Elastic uses a stateless architecture to attain the manageability, scalability, and efficiency of Elastic Cloud Serverless. The team architected the solution to make sure that customers did not run into operational challenges and that the system would right-size itself to customers’ workloads, using services like Amazon Elastic Compute Cloud (Amazon EC2), which provides secure and resizable compute capacity for virtually any workload. For even more optimization, Elastic uses AWS Graviton processors, a family of processors that are designed to deliver the best price-performance for cloud workloads running on Amazon EC2, with locally attached NVMe solid-state drives. “The performance we get from those NVMe drives for the price we’re paying for them in our existing cloud offering is unparalleled, so it was only natural for us to use AWS Graviton instances for our serverless offering as well,” says Cohen. Elastic can store hundreds of petabytes of data on the drives while managing tens of thousands of compute instances daily.

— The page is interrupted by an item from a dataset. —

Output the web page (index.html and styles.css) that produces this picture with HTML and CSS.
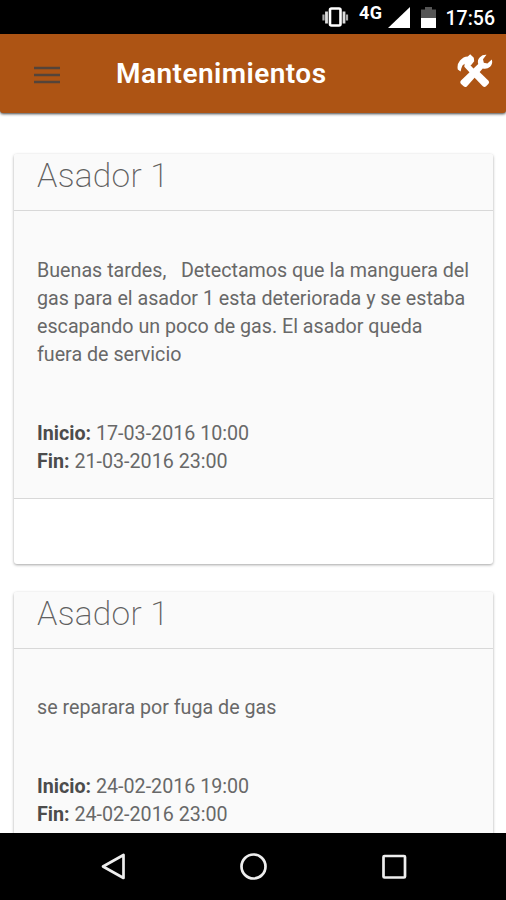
FILE: index.html
```html
<!DOCTYPE html>
<html lang="es">
<head>
<meta charset="utf-8">
<title>Mantenimientos</title>
<link rel="stylesheet" href="styles.css">
</head>
<body>
<div class="screen">
  <div class="status">
    <svg class="vibrate" width="28" height="22" viewBox="0 0 28 22"><rect x="9" y="1.500" width="10.500" height="17" rx="1.500" fill="none" stroke="#fff" stroke-width="2.600"/><path d="M5.500 4.500v12M23 4.500v12" stroke="#ddd" stroke-width="2.800"/><path d="M2.500 7.500v6M26 7.500v6" stroke="#aaa" stroke-width="2.200"/></svg>
    <span class="network">4G</span>
    <svg class="signal" width="22" height="21" viewBox="0 0 22 21"><path d="M0 21L22 0v21z" fill="#fff"/></svg>
    <svg class="battery" width="15" height="21" viewBox="0 0 15 21"><path d="M0 2.500h4V0h7v2.500h4V11H0z" fill="#555"/><path d="M0 11h15v10H0z" fill="#fff"/></svg>
    <span class="clock">17:56</span>
  </div>
  <header class="toolbar">
    <svg class="menu" width="26" height="18" viewBox="0 0 26 18"><path d="M0 2h26M0 9h26M0 16h26" stroke="#54443a" stroke-width="2.600"/></svg>
    <h1 class="title">Mantenimientos</h1>
    <svg class="tools" width="36" height="34" viewBox="0 0 36 34">
      <path d="M29.500.8L26 5.200l.8 3.600 3.600.8 4.400-4.200q1.200 4.200-1.700 7.300-3 2.900-7.300 1.900L9.800 32.500q-1.700 1.300-3.200-.2l-2.800-2.600q-1.300-1.600.2-3.100L21.200 10Q20 6 22.900 3.200q2.600-2.700 6.600-2.400z" fill="#fff"/>
      <path d="M21 16.500l10.500 10.300q1.300 1.500 0 3l-2.400 2.500q-1.700 1.500-3.300 0l-9.600-10z" fill="#fff"/>
      <path d="M10.800 2.500L13.200.2l3.600 3.600.4 3.400-3 3.700-.8.300 6.300 6.800-3.800 4.100-8.600-9.400.3-2.900Q5 11 4.300 14.500l-.7 2.900-2.800-1.800Q-.3 10.500 3 6.600q3.200-3.900 7.800-4.100z" fill="#fff"/>
    </svg>
  </header>
  <main class="content">
    <article class="card">
      <h2 class="card-title">Asador 1</h2>
      <div class="card-body">
        <p class="text">Buenas tardes, &nbsp; Detectamos que la manguera del<br>gas para el asador 1 esta deteriorada y se estaba<br>escapando un poco de gas. El asador queda<br>fuera de servicio</p>
        <p class="dates"><b>Inicio:</b> 17-03-2016 10:00<br><b>Fin:</b> 21-03-2016 23:00</p>
      </div>
      <div class="card-footer"></div>
    </article>
    <article class="card">
      <h2 class="card-title">Asador 1</h2>
      <div class="card-body">
        <p class="text">se reparara por fuga de gas</p>
        <p class="dates"><b>Inicio:</b> 24-02-2016 19:00<br><b>Fin:</b> 24-02-2016 23:00</p>
      </div>
      <div class="card-footer"></div>
    </article>
  </main>
  <nav class="navbar">
    <svg width="28" height="30" viewBox="0 0 28 30"><path d="M3 15.500L23.500 4v23z" fill="none" stroke="#eee" stroke-width="2.700" stroke-linejoin="round"/></svg>
    <svg width="28" height="30" viewBox="0 0 28 30"><circle cx="13.500" cy="15.500" r="12" fill="none" stroke="#eee" stroke-width="2.700"/></svg>
    <svg width="28" height="30" viewBox="0 0 28 30"><rect x="3.500" y="5" width="21.500" height="21.500" rx="1" fill="none" stroke="#eee" stroke-width="2.700"/></svg>
  </nav>
</div>
</body>
</html>
```
FILE: styles.css
```css
* { box-sizing: border-box; }
body, h1, h2, p { margin: 0; }
body { font-family: Roboto, "Liberation Sans", sans-serif; background: #fff; }
svg { display: block; flex: none; }
.screen { display: flex; flex-direction: column; width: 506px; height: 900px; overflow: hidden; }
.status {
  flex: none; display: flex; align-items: flex-start; justify-content: flex-end;
  height: 34px; padding-right: 11px; background: #000; color: #fff;
}
.vibrate { margin: 7px 10px 0 0; }
.network { margin: 3px 5px 0 0; font-size: 18px; line-height: 20px; font-weight: 700; letter-spacing: .4px; }
.signal { margin: 7px 11px 0 0; }
.battery { margin: 7px 10px 0 0; }
.clock { font-size: 19.500px; line-height: 24px; margin-top: 7px; font-weight: 500; }
.toolbar {
  flex: none; display: flex; align-items: center; height: 79px; padding: 0 13px 0 34px;
  background: #ad5414; border-radius: 0 0 3px 3px; box-shadow: 0 1px 3px rgba(0,0,0,.75); z-index: 1;
}
.menu { margin-top: 2px; }
.title { margin-left: 56px; font-size: 28px; line-height: 32px; font-weight: 600; letter-spacing: .45px; color: #fff; }
.tools { margin: -5px 0 0 auto; }
.content { flex: 1; min-height: 0; overflow: hidden; padding: 41px 13px 0 14px; }
.card {
  margin-bottom: 28px; border-radius: 3px; overflow: hidden; background: #fff;
  box-shadow: 0 1px 3px rgba(0,0,0,.36);
}
.card-title {
  height: 57px; padding-left: 23px; background: #fafafa; border-bottom: 1px solid #d8d8d8;
  font-size: 33.500px; line-height: 44px; font-weight: 200; letter-spacing: .3px; color: #606060;
}
.card-body {
  padding: 45.500px 23px 21.500px; background: #fafafa; border-bottom: 1px solid #d8d8d8;
  font-size: 19.680px; line-height: 28.100px; color: #686868;
}
.text { white-space: nowrap; }
.dates { margin-top: 51px; }
.dates b { font-weight: 700; color: #4c4c4c; }
.card-footer { height: 65px; }
.navbar {
  flex: none; display: flex; align-items: flex-start; justify-content: space-between;
  height: 67px; padding: 18px 98px 0 100px; background: #000;
}
```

To help customers store massive amounts of data at very low costs, Elastic Cloud Serverless uses Amazon Simple Storage Service (Amazon S3)—an object storage service—as the system of record for customer data. The company uses Amazon S3 to store and retrieve large amounts of data with high availability and durability. “With our new Search AI Lake architecture, we’re giving customers the ability to store massive amounts of data, like a data lake, but one that is interactively searchable,” says Cohen. “The new architecture supports all the amazing stuff you can do with Elasticsearch by searching vast amounts of data and getting responses immediately.”
Additionally, Elastic uses Amazon Elastic Kubernetes Service (Amazon EKS)—the most trusted way to start, run, and scale Kubernetes—as the substrate for all of its services. Elastic also uses its own observability and security solutions to monitor and secure the serverless offering.
In October 2023, Elastic released a private preview of Elastic Cloud Serverless. In April 2024, the offering was released for public preview in four AWS Regions, and over 1,000 customers tested it and provided feedback. During the preview period, SAP Concur highlighted the solution's simplicity of use and impressive autoscaling capabilities. Two Six Technologies also praised the simple setup process, noting that it could provision new projects without technical expertise; the company experienced near-zero latency when ingesting and querying data.
Elastic found that 20 percent of its workloads in the current cloud offering were in one AWS Region. To make sure that the new serverless solution would be sufficiently scalable, it planned its operational capacity across AWS Regions accordingly. It also compartmentalized workloads in each AWS Region into multiple Kubernetes clusters, which could be managed independently, with more Kubernetes clusters being added for scaling. “If one Kubernetes cluster gets broken, the impact is constrained only to the workloads on that cluster,” says Cohen. “It’s a few hundred customer workloads compared to thousands of workloads when the whole region is operated as one unit.” That helped Elastic minimize the impact of operational issues and simplify scaling.
It took 1 year to complete the project, which is one of the largest projects Elastic has undertaken since its inception. “We re-architected everything—the cloud platform, the core Elasticsearch product, the operational and pricing models, and the services around Elasticsearch,” says Cohen. “The fact that we went live in 1 year at such scale is pretty mind-blowing to me.”
By using AWS, Elastic could focus on building its offering without worrying about the underlying infrastructure. “We can innovate and generate business value without operational distractions, and given the maturity and vast capacity, we rarely encounter capacity or reliability issues,” says Cohen. “We could develop our services on AWS with a lot of peace of mind, not worrying about flexibility, reliability, or availability of AWS services.”